• WHAT THE EXERCISE ASKS:
Write out the material again word for word, dropping any images it holds.
--- Begin ---
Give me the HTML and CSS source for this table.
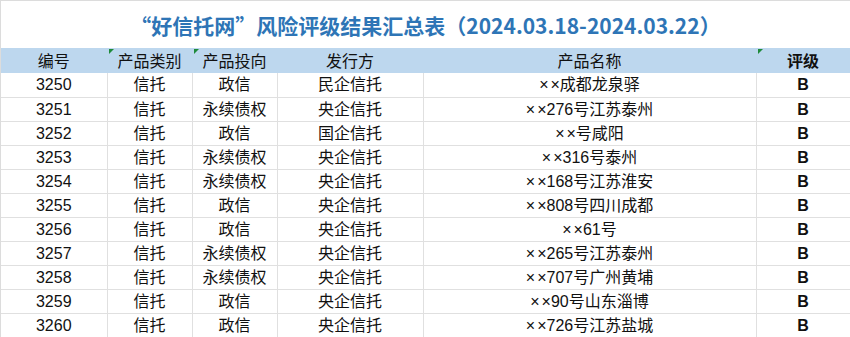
FILE: index.html
```html
<!DOCTYPE html>
<html lang="zh-CN">
<head>
    <meta charset="UTF-8">
    <meta name="viewport" content="width=device-width, initial-scale=1.0">
    <title>风险评级结果汇总表</title>
    <link rel="stylesheet" href="styles.css">
</head>
<body>
    <div class="sheet">
        <h1 class="title">“好信托网”风险评级结果汇总表（2024.03.18-2024.03.22）</h1>
        <table class="grid">
            <colgroup>
                <col class="c-id">
                <col class="c-type">
                <col class="c-dir">
                <col class="c-issuer">
                <col class="c-name">
                <col class="c-rate">
            </colgroup>
            <thead>
                <tr>
                    <th>编号</th>
                    <th class="flag">产品类别</th>
                    <th class="flag">产品投向</th>
                    <th>发行方</th>
                    <th>产品名称</th>
                    <th class="flag bold">评级</th>
                </tr>
            </thead>
            <tbody>
                <tr><td>3250</td><td>信托</td><td>政信</td><td>民企信托</td><td><span class="xx">×</span>×成都龙泉驿</td><td class="bold">B</td></tr>
                <tr><td>3251</td><td>信托</td><td>永续债权</td><td>央企信托</td><td><span class="xx">×</span>×276号江苏泰州</td><td class="bold">B</td></tr>
                <tr><td>3252</td><td>信托</td><td>政信</td><td>国企信托</td><td><span class="xx">×</span>×号咸阳</td><td class="bold">B</td></tr>
                <tr><td>3253</td><td>信托</td><td>永续债权</td><td>央企信托</td><td><span class="xx">×</span>×316号泰州</td><td class="bold">B</td></tr>
                <tr><td>3254</td><td>信托</td><td>永续债权</td><td>央企信托</td><td><span class="xx">×</span>×168号江苏淮安</td><td class="bold">B</td></tr>
                <tr><td>3255</td><td>信托</td><td>政信</td><td>央企信托</td><td><span class="xx">×</span>×808号四川成都</td><td class="bold">B</td></tr>
                <tr><td>3256</td><td>信托</td><td>政信</td><td>央企信托</td><td><span class="xx">×</span>×61号</td><td class="bold">B</td></tr>
                <tr><td>3257</td><td>信托</td><td>永续债权</td><td>央企信托</td><td><span class="xx">×</span>×265号江苏泰州</td><td class="bold">B</td></tr>
                <tr><td>3258</td><td>信托</td><td>永续债权</td><td>央企信托</td><td><span class="xx">×</span>×707号广州黄埔</td><td class="bold">B</td></tr>
                <tr><td>3259</td><td>信托</td><td>政信</td><td>央企信托</td><td><span class="xx">×</span>×90号山东淄博</td><td class="bold">B</td></tr>
                <tr><td>3260</td><td>信托</td><td>政信</td><td>央企信托</td><td><span class="xx">×</span>×726号江苏盐城</td><td class="bold">B</td></tr>
            </tbody>
        </table>
    </div>
</body>
</html>
```

FILE: styles.css
```css
* {
    margin: 0;
    padding: 0;
    box-sizing: border-box;
}

body {
    font-family: "Liberation Sans", "Noto Sans CJK SC", sans-serif;
    background: #fff;
    color: #111;
}

.sheet {
    width: 850px;
    height: 337px;
    overflow: hidden;
    border-top: 1px solid #dcdcdc;
    border-left: 1px solid #dcdcdc;
}

.title {
    height: 47px;
    display: flex;
    align-items: center;
    justify-content: center;
    font-family: "Noto Sans CJK SC", sans-serif;
    font-size: 21px;
    font-weight: bold;
    color: #2e75b6;
}

.grid {
    width: 849px;
    border-collapse: collapse;
    table-layout: fixed;
    font-size: 16px;
}

.c-id { width: 106px; }
.c-type { width: 85px; }
.c-dir { width: 85px; }
.c-issuer { width: 146px; }
.c-name { width: 333px; }
.c-rate { width: 94px; }

th {
    height: 25px;
    background: #bdd7ee;
    font-weight: normal;
    font-family: "Noto Sans CJK SC", sans-serif;
    position: relative;
    line-height: 25px;
    border-right: 1px solid #bdd7ee;
}

td {
    height: 24px;
    text-align: center;
    line-height: 23px;
    border-right: 1px solid #e0e0e0;
    border-bottom: 1px solid #e0e0e0;
    white-space: nowrap;
}

/* the two crosses sit apart in the source sheet */
.xx {
    letter-spacing: 2px;
}

th.flag::before {
    content: "";
    position: absolute;
    left: 1px;
    top: 1px;
    border-top: 5px solid #1e8a3a;
    border-right: 5px solid transparent;
}

.bold {
    font-weight: bold;
}
```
--- End ---
• ANSWER:
Give me the HTML and CSS source for this table.
FILE: index.html
```html
<!DOCTYPE html>
<html lang="zh-CN">
<head>
    <meta charset="UTF-8">
    <meta name="viewport" content="width=device-width, initial-scale=1.0">
    <title>风险评级结果汇总表</title>
    <link rel="stylesheet" href="styles.css">
</head>
<body>
    <div class="sheet">
        <h1 class="title">“好信托网”风险评级结果汇总表（2024.03.18-2024.03.22）</h1>
        <table class="grid">
            <colgroup>
                <col class="c-id">
                <col class="c-type">
                <col class="c-dir">
                <col class="c-issuer">
                <col class="c-name">
                <col class="c-rate">
            </colgroup>
            <thead>
                <tr>
                    <th>编号</th>
                    <th class="flag">产品类别</th>
                    <th class="flag">产品投向</th>
                    <th>发行方</th>
                    <th>产品名称</th>
                    <th class="flag bold">评级</th>
                </tr>
            </thead>
            <tbody>
                <tr><td>3250</td><td>信托</td><td>政信</td><td>民企信托</td><td><span class="xx">×</span>×成都龙泉驿</td><td class="bold">B</td></tr>
                <tr><td>3251</td><td>信托</td><td>永续债权</td><td>央企信托</td><td><span class="xx">×</span>×276号江苏泰州</td><td class="bold">B</td></tr>
                <tr><td>3252</td><td>信托</td><td>政信</td><td>国企信托</td><td><span class="xx">×</span>×号咸阳</td><td class="bold">B</td></tr>
                <tr><td>3253</td><td>信托</td><td>永续债权</td><td>央企信托</td><td><span class="xx">×</span>×316号泰州</td><td class="bold">B</td></tr>
                <tr><td>3254</td><td>信托</td><td>永续债权</td><td>央企信托</td><td><span class="xx">×</span>×168号江苏淮安</td><td class="bold">B</td></tr>
                <tr><td>3255</td><td>信托</td><td>政信</td><td>央企信托</td><td><span class="xx">×</span>×808号四川成都</td><td class="bold">B</td></tr>
                <tr><td>3256</td><td>信托</td><td>政信</td><td>央企信托</td><td><span class="xx">×</span>×61号</td><td class="bold">B</td></tr>
                <tr><td>3257</td><td>信托</td><td>永续债权</td><td>央企信托</td><td><span class="xx">×</span>×265号江苏泰州</td><td class="bold">B</td></tr>
                <tr><td>3258</td><td>信托</td><td>永续债权</td><td>央企信托</td><td><span class="xx">×</span>×707号广州黄埔</td><td class="bold">B</td></tr>
                <tr><td>3259</td><td>信托</td><td>政信</td><td>央企信托</td><td><span class="xx">×</span>×90号山东淄博</td><td class="bold">B</td></tr>
                <tr><td>3260</td><td>信托</td><td>政信</td><td>央企信托</td><td><span class="xx">×</span>×726号江苏盐城</td><td class="bold">B</td></tr>
            </tbody>
        </table>
    </div>
</body>
</html>
```

FILE: styles.css
```css
* {
    margin: 0;
    padding: 0;
    box-sizing: border-box;
}

body {
    font-family: "Liberation Sans", "Noto Sans CJK SC", sans-serif;
    background: #fff;
    color: #111;
}

.sheet {
    width: 850px;
    height: 337px;
    overflow: hidden;
    border-top: 1px solid #dcdcdc;
    border-left: 1px solid #dcdcdc;
}

.title {
    height: 47px;
    display: flex;
    align-items: center;
    justify-content: center;
    font-family: "Noto Sans CJK SC", sans-serif;
    font-size: 21px;
    font-weight: bold;
    color: #2e75b6;
}

.grid {
    width: 849px;
    border-collapse: collapse;
    table-layout: fixed;
    font-size: 16px;
}

.c-id { width: 106px; }
.c-type { width: 85px; }
.c-dir { width: 85px; }
.c-issuer { width: 146px; }
.c-name { width: 333px; }
.c-rate { width: 94px; }

th {
    height: 25px;
    background: #bdd7ee;
    font-weight: normal;
    font-family: "Noto Sans CJK SC", sans-serif;
    position: relative;
    line-height: 25px;
    border-right: 1px solid #bdd7ee;
}

td {
    height: 24px;
    text-align: center;
    line-height: 23px;
    border-right: 1px solid #e0e0e0;
    border-bottom: 1px solid #e0e0e0;
    white-space: nowrap;
}

/* the two crosses sit apart in the source sheet */
.xx {
    letter-spacing: 2px;
}

th.flag::before {
    content: "";
    position: absolute;
    left: 1px;
    top: 1px;
    border-top: 5px solid #1e8a3a;
    border-right: 5px solid transparent;
}

.bold {
    font-weight: bold;
}
```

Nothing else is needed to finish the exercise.